Que faisons-nous des sentiments de possessivité qui nous empoisonnent la vie ? Nous pensons que posséder règle tous les problèmes. Ah, si j’avais… ! Et souvent si nous nous rêvons autrement « ah si j’étais » c’est d’un avoir qu’il s’agit… Quand nous rêvons de nous dans une situation meilleure, nous nous rêvons rarement plus serviteurs, plus aimants, plus dépouillés du superficiel. Au contraire, nous nous rêvons nantis, pourvus, gavés. Il n’en est pas autrement pour Jacques et Jean : « Accorde-nous de siéger l’un à ta droite et l’autre à ta gauche dans ton Royaume » (Luc 10. 37). Ils ont bien compris que la gloire de Jésus n’est pas celle dont parle le monde. C’est celle qu’ils ont contemplée le jour de la Transfiguration. Mais ils s’imaginent encore que cette gloire, on peut la posséder, la réclamer. Jésus profite de cette demande pour faire une mise au point. Sa réponse vaut pour eux mais aussi pour ceux qui les entourent : la plus grande gloire, la puissance suprême de Dieu, c’est de ne rien garder pour lui, c’est de se communiquer lui-même. Impossible d’hériter de la plus haute gloire imaginable, celle du Père, sans entrer dans son mouvement perpétuel, le don et le service.
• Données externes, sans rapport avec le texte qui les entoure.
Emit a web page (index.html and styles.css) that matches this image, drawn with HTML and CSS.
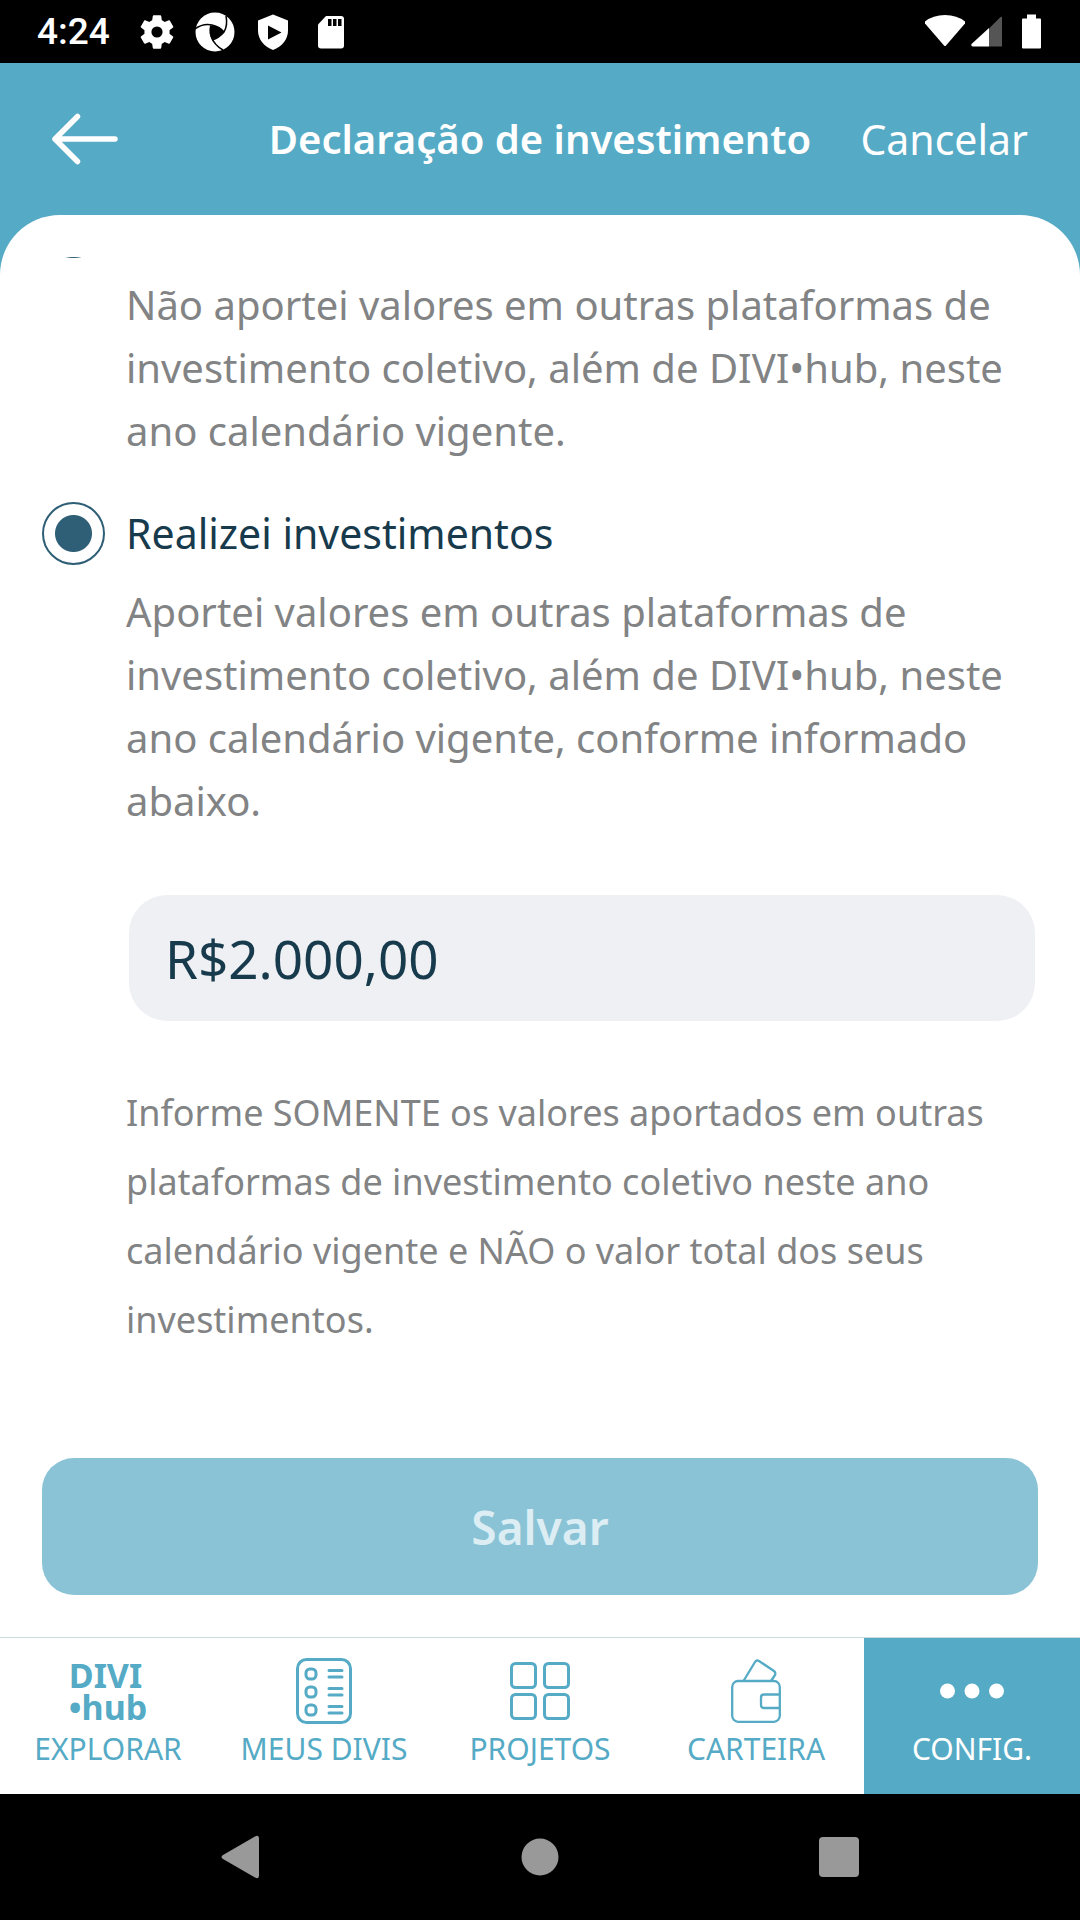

Cet évangile est une invitation très forte à remettre les choses à leur vraie place. Pour devenir grand, il faut se faire serviteur. Ce qui commande tout, c’est la loi d’amour et le don de soi. Cette loi d’amour commande car Dieu lui-même lui obéit, il la place au-dessus de tout. C’est en regardant vers la croix du Christ que nous comprenons mieux toute la portée de ce don de soi. Nous n’avons pas à juger Jacques et Jean. Leur tentation est souvent la nôtre. Notre prière ressemble souvent à leur demande, nous sommes souvent devant Dieu en position de suppliants. C’est ce qui arrive quand nous ne pensons qu’à nos avantages, quand nous sommes tentés de nous faire servir au lieu de servir, quand nous sommes tentés de prier pour que le Seigneur fasse notre volonté. Nous ne disons jamais, ou rarement, « Seigneur aide-moi à donner ce que j’ai de meilleur, donne-moi la force d’offrir ce que je porte et qui me vient de toi, donne-moi la joie d’offrir ma présence, un regard qui ne juge pas, d’offrir la bienveillance là où tous ne font que critiquer. Donne-moi non pas quelque chose mais un désir, ton désir, un coeur brûlant d’amour pour le monde et pour l’homme ». Car ce désir fait des miracles, il enclenche une logique de vie.

Alors peut-être pourrions-nous pour une fois, dans notre prière personnelle, la seule qui, si elle est régulière, nous fait fréquenter intimement le Seigneur, demander pour une fois au Seigneur non pas qu’il donne mais qu’il prenne. Cela nous changerait non ? Non pas « Seigneur donne » à moi qui suis si démuni, mais « Seigneur prends » je t’offre mes peurs, mes doutes, ma violence cachée, mon avidité, mes blessures, à toi seul je puis donner cela. Je t’offre dans l’eucharistie ma vie cabossée et lorsque nous déposons sur l’autel le pain et le vin c’est cette vie d’efforts et d’espoirs fous, de joies et de peines, que je dépose à cet endroit même, avec celle de tous mes frères et soeurs. Prends, Seigneur, cette vie qui parfois est lourde de ces encombrements du coeur, de l’esprit et de l’âme, pour je puisse te recevoir toi et rien d’autre, toi tout entier, non pas tel que je te rêve mais tel que tu es. Cela seul me suffit.